This article was published 21/09/2012 (5009 days ago), so information in it may no longer be current.
Planting a garden this year left me damaged and scarred. This summer marked the first time I’ve ever grown a garden. Sure my parents and grandparents in Erickson always had a garden, but I’ve never really taken interest in growing my own food or doing the work involved in seeing a fall harvest come out of the ground.
That was until this year.
This year, Tracy, David, Liberty and I planted a small plot at Hummingbird Gardens — the largest garden in Brandon’s Community Garden Network at 26th Street and Maryland Avenue. According to organizers with Communities in Bloom, more than 200 gardeners planted this year.
You’ve likely seen all the stuff growing in the open field as you travel behind the Empire Cinema’s in front of Alternative Landscaping. If you’ve had the displeasure of seeing me working in this garden as you’ve driven by, you’ve been witness to a growing miracle. I am not a gardener. I do not have a green thumb, and while it was fun and tasty to grow your own food, it was a lot of work.
The most valuable thing I learned in my first experience planting a garden is respecting how much hard work goes into planting, maintaining and harvesting any type of food crop, from beans to lettuce. It’s not easy to have tasty food put on the table. Until now, I would plunk down cash at the grocery store to buy whatever veggies I thought might be good, and off I went.

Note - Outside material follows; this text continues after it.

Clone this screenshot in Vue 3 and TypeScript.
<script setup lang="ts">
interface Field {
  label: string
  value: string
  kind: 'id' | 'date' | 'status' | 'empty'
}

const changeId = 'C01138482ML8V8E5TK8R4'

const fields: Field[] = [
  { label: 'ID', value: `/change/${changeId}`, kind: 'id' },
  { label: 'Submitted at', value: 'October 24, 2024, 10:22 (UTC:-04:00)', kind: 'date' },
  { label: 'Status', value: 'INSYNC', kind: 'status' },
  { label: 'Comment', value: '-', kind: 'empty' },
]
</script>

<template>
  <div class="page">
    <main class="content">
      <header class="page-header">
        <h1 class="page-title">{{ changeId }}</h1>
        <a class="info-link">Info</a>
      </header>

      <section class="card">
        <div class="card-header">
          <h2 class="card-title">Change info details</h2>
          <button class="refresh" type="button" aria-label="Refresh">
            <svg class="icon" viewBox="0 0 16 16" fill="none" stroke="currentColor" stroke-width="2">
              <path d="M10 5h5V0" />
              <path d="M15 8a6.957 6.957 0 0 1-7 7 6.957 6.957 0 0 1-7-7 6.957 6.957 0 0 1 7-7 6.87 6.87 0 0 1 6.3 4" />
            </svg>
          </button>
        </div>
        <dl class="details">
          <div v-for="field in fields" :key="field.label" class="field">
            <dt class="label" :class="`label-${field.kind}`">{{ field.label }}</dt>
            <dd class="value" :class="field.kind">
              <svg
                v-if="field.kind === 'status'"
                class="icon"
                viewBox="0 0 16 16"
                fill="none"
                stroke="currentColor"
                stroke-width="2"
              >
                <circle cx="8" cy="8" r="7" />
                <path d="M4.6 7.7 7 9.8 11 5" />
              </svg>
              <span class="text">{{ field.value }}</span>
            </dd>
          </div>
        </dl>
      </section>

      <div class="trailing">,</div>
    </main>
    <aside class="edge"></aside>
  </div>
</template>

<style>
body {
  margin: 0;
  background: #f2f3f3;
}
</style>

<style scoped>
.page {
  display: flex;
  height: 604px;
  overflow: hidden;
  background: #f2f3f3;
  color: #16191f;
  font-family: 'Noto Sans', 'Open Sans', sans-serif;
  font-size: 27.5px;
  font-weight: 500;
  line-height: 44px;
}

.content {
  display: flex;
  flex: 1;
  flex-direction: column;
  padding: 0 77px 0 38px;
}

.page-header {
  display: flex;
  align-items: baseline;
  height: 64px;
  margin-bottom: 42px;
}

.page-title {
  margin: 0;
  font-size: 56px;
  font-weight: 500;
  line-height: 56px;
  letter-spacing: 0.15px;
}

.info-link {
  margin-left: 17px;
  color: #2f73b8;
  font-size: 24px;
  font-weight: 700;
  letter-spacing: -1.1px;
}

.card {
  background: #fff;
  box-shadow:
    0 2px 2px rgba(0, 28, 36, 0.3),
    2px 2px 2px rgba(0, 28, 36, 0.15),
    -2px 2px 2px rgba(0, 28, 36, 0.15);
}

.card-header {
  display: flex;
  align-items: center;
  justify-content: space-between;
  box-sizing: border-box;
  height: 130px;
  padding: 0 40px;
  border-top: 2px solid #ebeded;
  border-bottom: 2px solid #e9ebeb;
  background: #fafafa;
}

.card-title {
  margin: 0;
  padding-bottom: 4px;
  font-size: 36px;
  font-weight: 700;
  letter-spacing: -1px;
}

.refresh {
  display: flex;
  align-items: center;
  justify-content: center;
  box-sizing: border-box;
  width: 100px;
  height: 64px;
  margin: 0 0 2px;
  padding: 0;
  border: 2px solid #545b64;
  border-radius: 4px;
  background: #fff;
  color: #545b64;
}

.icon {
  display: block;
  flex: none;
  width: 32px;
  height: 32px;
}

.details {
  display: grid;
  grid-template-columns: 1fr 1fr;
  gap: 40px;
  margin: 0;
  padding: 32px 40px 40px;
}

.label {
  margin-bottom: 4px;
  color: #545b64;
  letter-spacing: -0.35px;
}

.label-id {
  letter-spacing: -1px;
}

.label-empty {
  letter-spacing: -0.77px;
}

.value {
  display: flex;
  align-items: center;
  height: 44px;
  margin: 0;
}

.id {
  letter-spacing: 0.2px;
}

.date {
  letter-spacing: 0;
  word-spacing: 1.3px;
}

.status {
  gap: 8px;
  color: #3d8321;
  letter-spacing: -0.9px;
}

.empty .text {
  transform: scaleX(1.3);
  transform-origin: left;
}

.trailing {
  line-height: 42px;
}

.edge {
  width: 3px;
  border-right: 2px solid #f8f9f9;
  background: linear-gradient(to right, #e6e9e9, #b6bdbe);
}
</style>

It’s so much more.
My wife Tracy was the captain of this “team green thumb”. Growing up in a Ukrainian farming family where the average garden can feed a city the size of Dauphin, she was no stranger to how things should be done. We planted in spring, and watched as beans, cucumbers and corn came out of the ground before our very eyes.
Every time Tracy and I would go to the garden was like Christmas. WOW, look we have more tomatoes. WOW, look we have more beans. WOW, look we have more radishes. But WOW, this meant someone had to pick the bounty and weed the garden.
Our children were good for the first go-round. They picked and ate; ate and picked some more. It was fun to see stuff grow, but they quickly adopted the work ethic of their lazy father. It felt like it was much easier to just buy the stuff at the store. This left Tracy and I to do all the gardening.
Really this left Tracy to do the gardening:
“Don’t water over there.”
“Those aren’t ready to pick yet”.
“Tyler, why do you have to keep walking there?”
“Are you gonna help me or what?”
Ahh, the relaxation and fun of gardening. Nothing like growing your own organic food, while your children sit back and watch, playing on a smartphone. While your spouse rules over her bounty like the queen of all things green. My back hurts. I’m thirsty. Picking weeds sucks. There’s no fun or benefit from picking weeds. Why not just leave them there. Really, I can see the cucumbers and know the difference between cucumbers and weeds. I promise I won’t eat weeds. Let the weeds be. What was that dear? No, I’m picking weeds like you asked.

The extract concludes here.